Im DFB-Pokal spielen die Kickers gegen Hoffenheim
Ein kleiner Trost: Die Kickers können sich im August am heimischen Dallenberg zumindest auf ein DFB-Pokalspiel gegen die TSG Hoffenheim freuen. Doch die nun abgelaufene Saison soll dem Vernehmen nach die letzte gewesen sein, in der Würzburg mit aller finanziellen Kraft den Aufstieg forcieren wollte. Wie viele Spieler dem Verein jetzt erhalten bleiben, war am Sonntagnachmittag noch nicht klar. Seit der Einführung des Aufstiegsspielmodus im Jahr 2012 ist es beim zehnten Versuch das vierte Mal, dass sich der bayerische Regionalligist nicht durchsetzte.

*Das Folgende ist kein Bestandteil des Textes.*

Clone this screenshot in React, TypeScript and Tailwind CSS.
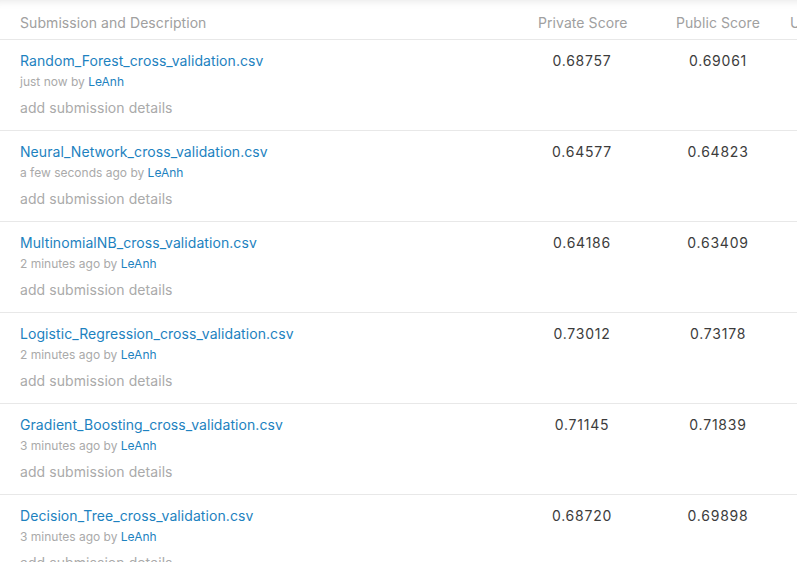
const SUBMISSIONS = [
  { file: 'Random_Forest_cross_validation.csv', when: 'just now', priv: '0.68757', pub: '0.69061' },
  { file: 'Neural_Network_cross_validation.csv', when: 'a few seconds ago', priv: '0.64577', pub: '0.64823' },
  { file: 'MultinomialNB_cross_validation.csv', when: '2 minutes ago', priv: '0.64186', pub: '0.63409' },
  { file: 'Logistic_Regression_cross_validation.csv', when: '2 minutes ago', priv: '0.73012', pub: '0.73178' },
  { file: 'Gradient_Boosting_cross_validation.csv', when: '3 minutes ago', priv: '0.71145', pub: '0.71839' },
  { file: 'Decision_Tree_cross_validation.csv', when: '3 minutes ago', priv: '0.68720', pub: '0.69898' },
];

const App = () => {
  return (
    <div
      className="w-[797px] h-[562px] overflow-hidden bg-white"
      style={{ fontFamily: 'Inter, "Noto Sans", sans-serif' }}
    >
      <div className="flex w-[960px] border-b border-[#e8e8e8] pt-[13px] pb-[6px] text-sm leading-5 text-[#a0a0a0] shadow-[inset_0_9px_8px_-8px_rgba(0,0,0,0.10)]">
        <div className="w-[514px] shrink-0 pl-5 tracking-[0.005em]">Submission and Description</div>
        <div className="w-[136px] shrink-0 pl-6 whitespace-nowrap tracking-[0.005em]">Private Score</div>
        <div className="w-[136px] shrink-0 pl-[26px] whitespace-nowrap tracking-[0.005em]">Public Score</div>
        <div className="shrink-0 pl-1 whitespace-nowrap">Use for Final Score</div>
      </div>

      {SUBMISSIONS.map(s => (
        <div key={s.file} className="flex w-[960px] border-b border-[#e8e8e8] pt-[11px] pb-3">
          <div className="w-[514px] shrink-0 pl-5">
            <div className="text-sm leading-5 text-[#1d82c0] tracking-[0.005em]">{s.file}</div>
            <div className="text-xs leading-4 mt-[3px] text-[#aaaaaa]">
              {s.when} by <span className="text-[#1d82c0]">LeAnh</span>
            </div>
            <div className="text-sm leading-5 mt-2 text-[#aaaaaa] tracking-[0.005em]">add submission details</div>
          </div>
          <div className="w-[136px] shrink-0 text-center text-sm leading-5 text-[#3c3c3c] tracking-[0.055em]">{s.priv}</div>
          <div className="w-[136px] shrink-0 text-center text-sm leading-5 text-[#3c3c3c] tracking-[0.055em]">{s.pub}</div>
        </div>
      ))}
    </div>
  );
};

export default App;
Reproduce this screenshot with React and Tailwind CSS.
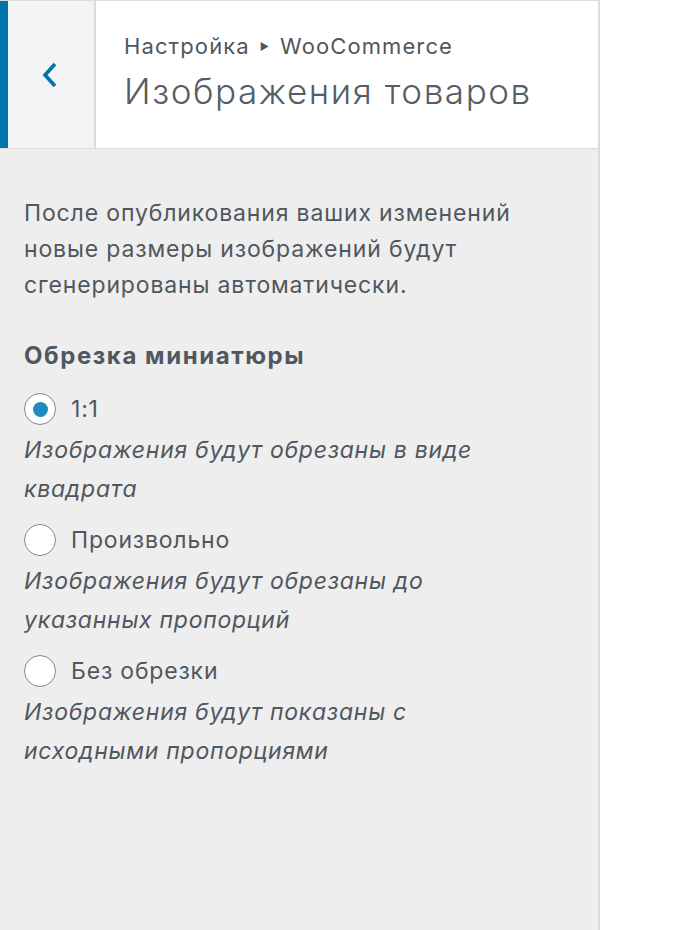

Aber auch eine andere Mannschaft wird noch einmal Beschwerden zu einem gewählten Modus einbringen. Das Scheitern der Würzburger bedeutet nämlich auch, dass der VfB Eichstätt nicht in die Regionalliga aufsteigt. Dabei hatte die Mannschaft im selbst gewählten Modus zweimal remis gespielt, jedoch zweimal im Elfmeterschießen verloren. Der TSV Buchbach und Eintracht Bamberg leisteten sich daraufhin im dritten Spiel ein chancenarmes 0:0, weil beiden das genügte. Das Elfmeterschießen, das einst in Bayern erfunden wurde, hat einigen bayerischen Mannschaften dieses Jahr eine Menge Frust beschert.